* [Challenge]: Omit all pictures, then retype the data exactly as given.

* [Data segment]:
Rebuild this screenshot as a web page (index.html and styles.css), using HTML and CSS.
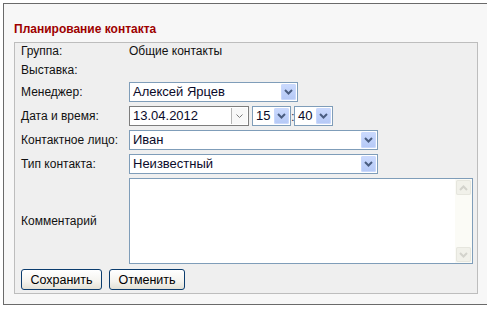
FILE: index.html
```html
<!DOCTYPE html>
<html lang="ru">
<head>
  <meta charset="UTF-8">
  <title>Планирование контакта</title>
  <link rel="stylesheet" href="styles.css">
</head>
<body>
  <div class="panel">
    <div class="title">Планирование контакта</div>

    <div class="box">
      <!-- Form rows -->
      <div class="form">
        <div class="label">Группа:</div>
        <div class="value">Общие контакты</div>

        <div class="label">Выставка:</div>
        <div class="value"></div>

        <div class="label">Менеджер:</div>
        <div class="select manager">
          <span class="select-text">Алексей Ярцев</span>
          <span class="arrow"><svg width="9" height="6" viewBox="0 0 9 6"><path d="M1 1 L4.5 4.5 L8 1" fill="none" stroke="#4a5d80" stroke-width="2"/></svg></span>
        </div>

        <div class="label">Дата и время:</div>
        <div class="datetime">
          <div class="date">
            <span class="select-text">13.04.2012</span>
            <span class="date-arrow"><svg width="7" height="5" viewBox="0 0 7 5"><path d="M0.5 0.5 L3.5 3.5 L6.5 0.5" fill="none" stroke="#7b7b7b" stroke-width="1"/></svg></span>
          </div>
          <div class="select time">
            <span class="select-text">15</span>
            <span class="arrow"><svg width="9" height="6" viewBox="0 0 9 6"><path d="M1 1 L4.5 4.5 L8 1" fill="none" stroke="#4a5d80" stroke-width="2"/></svg></span>
          </div>
          <span class="colon">:</span>
          <div class="select time">
            <span class="select-text">40</span>
            <span class="arrow"><svg width="9" height="6" viewBox="0 0 9 6"><path d="M1 1 L4.5 4.5 L8 1" fill="none" stroke="#4a5d80" stroke-width="2"/></svg></span>
          </div>
        </div>

        <div class="label">Контактное лицо:</div>
        <div class="select wide">
          <span class="select-text">Иван</span>
          <span class="arrow"><svg width="9" height="6" viewBox="0 0 9 6"><path d="M1 1 L4.5 4.5 L8 1" fill="none" stroke="#4a5d80" stroke-width="2"/></svg></span>
        </div>

        <div class="label">Тип контакта:</div>
        <div class="select wide">
          <span class="select-text">Неизвестный</span>
          <span class="arrow"><svg width="9" height="6" viewBox="0 0 9 6"><path d="M1 1 L4.5 4.5 L8 1" fill="none" stroke="#4a5d80" stroke-width="2"/></svg></span>
        </div>

        <div class="label">Комментарий</div>
        <div class="textarea">
          <div class="text-body"></div>
          <div class="scrollbar">
            <span class="scroll-btn"><svg width="9" height="6" viewBox="0 0 9 6"><path d="M1 5 L4.5 1.5 L8 5" fill="none" stroke="#d3d3cc" stroke-width="2"/></svg></span>
            <span class="scroll-btn"><svg width="9" height="6" viewBox="0 0 9 6"><path d="M1 1 L4.5 4.5 L8 1" fill="none" stroke="#d3d3cc" stroke-width="2"/></svg></span>
          </div>
        </div>
      </div>

      <!-- Buttons -->
      <div class="buttons">
        <button class="button save">Сохранить</button>
        <button class="button cancel">Отменить</button>
      </div>
    </div>
  </div>
</body>
</html>
```

FILE: styles.css
```css
body {
  margin: 3px;
  background: #ffffff;
  font-family: "Liberation Sans", Arial, sans-serif;
  font-size: 12px;
  color: #111111;
}

.panel {
  width: 486px;
  box-sizing: border-box;
  border: 1px solid #6a6a6a;
  background: #f7f7f7;
  padding: 10px;
}

.title {
  margin-top: 8px;
  margin-bottom: 6px;
  font-weight: bold;
  font-size: 12px;
  line-height: 14px;
  color: #9e0000;
}

.box {
  border: 1px solid #bdbdbd;
  background: #efefef;
  padding: 0 4px 3px 6px;
}

.form {
  display: grid;
  grid-template-columns: 108px 1fr;
  grid-template-rows: 15px 16px 20px 20px 20px 20px 86px;
  row-gap: 4px;
  align-items: center;
}

.label,
.value {
  line-height: 14px;
}

.select,
.date {
  display: flex;
  height: 20px;
  box-sizing: border-box;
  border: 1px solid #7f9db9;
  background: #ffffff;
}

.select-text {
  flex: 1;
  padding-left: 3px;
  font-size: 13px;
  line-height: 18px;
  color: #0a0a2a;
  white-space: nowrap;
  overflow: hidden;
}

.arrow {
  width: 15px;
  margin: 1px;
  border-radius: 2px;
  background: linear-gradient(#cbdafe, #b4c8f6);
  box-shadow: inset 0 0 0 1px #c9d8fc;
  display: flex;
  align-items: center;
  justify-content: center;
}

.manager {
  width: 169px;
}

.wide {
  width: 249px;
}

.datetime {
  display: flex;
  align-items: center;
}

.date {
  width: 120px;
  border-color: #7d7d7d;
}

.date-arrow {
  width: 15px;
  margin: 1px;
  border-left: 1px solid #b5b5b5;
  background: #f8f8f8;
  display: flex;
  align-items: center;
  justify-content: center;
}

.time {
  width: 39px;
  margin-left: 3px;
}

.colon {
  width: 3px;
  font-size: 13px;
  color: #333355;
}

.datetime .colon + .time {
  margin-left: 0;
}

.textarea {
  display: flex;
  height: 86px;
  box-sizing: border-box;
  border: 1px solid #7f9db9;
  background: #ffffff;
}

.text-body {
  flex: 1;
}

.scrollbar {
  width: 17px;
  background: #fbfbf6;
  display: flex;
  flex-direction: column;
  justify-content: space-between;
  padding: 1px 0;
}

.scroll-btn {
  width: 15px;
  height: 15px;
  margin-left: 1px;
  border-radius: 2px;
  background: #f1f1ea;
  box-shadow: inset 0 0 0 1px #e6e6de;
  display: flex;
  align-items: center;
  justify-content: center;
}

.buttons {
  display: flex;
  gap: 7px;
  margin-top: 5px;
}

.button {
  height: 21px;
  padding: 0;
  border: 1px solid #0b3c6e;
  border-radius: 3px;
  background: linear-gradient(#ffffff, #f4f3ee 60%, #e3e1d6);
  font-family: "Liberation Sans", Arial, sans-serif;
  font-size: 12.5px;
  color: #000000;
}

.save {
  width: 81px;
}

.cancel {
  width: 76px;
}
```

* [Solution for this exercise]:
Rebuild this screenshot as a web page (index.html and styles.css), using HTML and CSS.
FILE: index.html
```html
<!DOCTYPE html>
<html lang="ru">
<head>
  <meta charset="UTF-8">
  <title>Планирование контакта</title>
  <link rel="stylesheet" href="styles.css">
</head>
<body>
  <div class="panel">
    <div class="title">Планирование контакта</div>

    <div class="box">
      <!-- Form rows -->
      <div class="form">
        <div class="label">Группа:</div>
        <div class="value">Общие контакты</div>

        <div class="label">Выставка:</div>
        <div class="value"></div>

        <div class="label">Менеджер:</div>
        <div class="select manager">
          <span class="select-text">Алексей Ярцев</span>
          <span class="arrow"><svg width="9" height="6" viewBox="0 0 9 6"><path d="M1 1 L4.5 4.5 L8 1" fill="none" stroke="#4a5d80" stroke-width="2"/></svg></span>
        </div>

        <div class="label">Дата и время:</div>
        <div class="datetime">
          <div class="date">
            <span class="select-text">13.04.2012</span>
            <span class="date-arrow"><svg width="7" height="5" viewBox="0 0 7 5"><path d="M0.5 0.5 L3.5 3.5 L6.5 0.5" fill="none" stroke="#7b7b7b" stroke-width="1"/></svg></span>
          </div>
          <div class="select time">
            <span class="select-text">15</span>
            <span class="arrow"><svg width="9" height="6" viewBox="0 0 9 6"><path d="M1 1 L4.5 4.5 L8 1" fill="none" stroke="#4a5d80" stroke-width="2"/></svg></span>
          </div>
          <span class="colon">:</span>
          <div class="select time">
            <span class="select-text">40</span>
            <span class="arrow"><svg width="9" height="6" viewBox="0 0 9 6"><path d="M1 1 L4.5 4.5 L8 1" fill="none" stroke="#4a5d80" stroke-width="2"/></svg></span>
          </div>
        </div>

        <div class="label">Контактное лицо:</div>
        <div class="select wide">
          <span class="select-text">Иван</span>
          <span class="arrow"><svg width="9" height="6" viewBox="0 0 9 6"><path d="M1 1 L4.5 4.5 L8 1" fill="none" stroke="#4a5d80" stroke-width="2"/></svg></span>
        </div>

        <div class="label">Тип контакта:</div>
        <div class="select wide">
          <span class="select-text">Неизвестный</span>
          <span class="arrow"><svg width="9" height="6" viewBox="0 0 9 6"><path d="M1 1 L4.5 4.5 L8 1" fill="none" stroke="#4a5d80" stroke-width="2"/></svg></span>
        </div>

        <div class="label">Комментарий</div>
        <div class="textarea">
          <div class="text-body"></div>
          <div class="scrollbar">
            <span class="scroll-btn"><svg width="9" height="6" viewBox="0 0 9 6"><path d="M1 5 L4.5 1.5 L8 5" fill="none" stroke="#d3d3cc" stroke-width="2"/></svg></span>
            <span class="scroll-btn"><svg width="9" height="6" viewBox="0 0 9 6"><path d="M1 1 L4.5 4.5 L8 1" fill="none" stroke="#d3d3cc" stroke-width="2"/></svg></span>
          </div>
        </div>
      </div>

      <!-- Buttons -->
      <div class="buttons">
        <button class="button save">Сохранить</button>
        <button class="button cancel">Отменить</button>
      </div>
    </div>
  </div>
</body>
</html>
```

FILE: styles.css
```css
body {
  margin: 3px;
  background: #ffffff;
  font-family: "Liberation Sans", Arial, sans-serif;
  font-size: 12px;
  color: #111111;
}

.panel {
  width: 486px;
  box-sizing: border-box;
  border: 1px solid #6a6a6a;
  background: #f7f7f7;
  padding: 10px;
}

.title {
  margin-top: 8px;
  margin-bottom: 6px;
  font-weight: bold;
  font-size: 12px;
  line-height: 14px;
  color: #9e0000;
}

.box {
  border: 1px solid #bdbdbd;
  background: #efefef;
  padding: 0 4px 3px 6px;
}

.form {
  display: grid;
  grid-template-columns: 108px 1fr;
  grid-template-rows: 15px 16px 20px 20px 20px 20px 86px;
  row-gap: 4px;
  align-items: center;
}

.label,
.value {
  line-height: 14px;
}

.select,
.date {
  display: flex;
  height: 20px;
  box-sizing: border-box;
  border: 1px solid #7f9db9;
  background: #ffffff;
}

.select-text {
  flex: 1;
  padding-left: 3px;
  font-size: 13px;
  line-height: 18px;
  color: #0a0a2a;
  white-space: nowrap;
  overflow: hidden;
}

.arrow {
  width: 15px;
  margin: 1px;
  border-radius: 2px;
  background: linear-gradient(#cbdafe, #b4c8f6);
  box-shadow: inset 0 0 0 1px #c9d8fc;
  display: flex;
  align-items: center;
  justify-content: center;
}

.manager {
  width: 169px;
}

.wide {
  width: 249px;
}

.datetime {
  display: flex;
  align-items: center;
}

.date {
  width: 120px;
  border-color: #7d7d7d;
}

.date-arrow {
  width: 15px;
  margin: 1px;
  border-left: 1px solid #b5b5b5;
  background: #f8f8f8;
  display: flex;
  align-items: center;
  justify-content: center;
}

.time {
  width: 39px;
  margin-left: 3px;
}

.colon {
  width: 3px;
  font-size: 13px;
  color: #333355;
}

.datetime .colon + .time {
  margin-left: 0;
}

.textarea {
  display: flex;
  height: 86px;
  box-sizing: border-box;
  border: 1px solid #7f9db9;
  background: #ffffff;
}

.text-body {
  flex: 1;
}

.scrollbar {
  width: 17px;
  background: #fbfbf6;
  display: flex;
  flex-direction: column;
  justify-content: space-between;
  padding: 1px 0;
}

.scroll-btn {
  width: 15px;
  height: 15px;
  margin-left: 1px;
  border-radius: 2px;
  background: #f1f1ea;
  box-shadow: inset 0 0 0 1px #e6e6de;
  display: flex;
  align-items: center;
  justify-content: center;
}

.buttons {
  display: flex;
  gap: 7px;
  margin-top: 5px;
}

.button {
  height: 21px;
  padding: 0;
  border: 1px solid #0b3c6e;
  border-radius: 3px;
  background: linear-gradient(#ffffff, #f4f3ee 60%, #e3e1d6);
  font-family: "Liberation Sans", Arial, sans-serif;
  font-size: 12.5px;
  color: #000000;
}

.save {
  width: 81px;
}

.cancel {
  width: 76px;
}
```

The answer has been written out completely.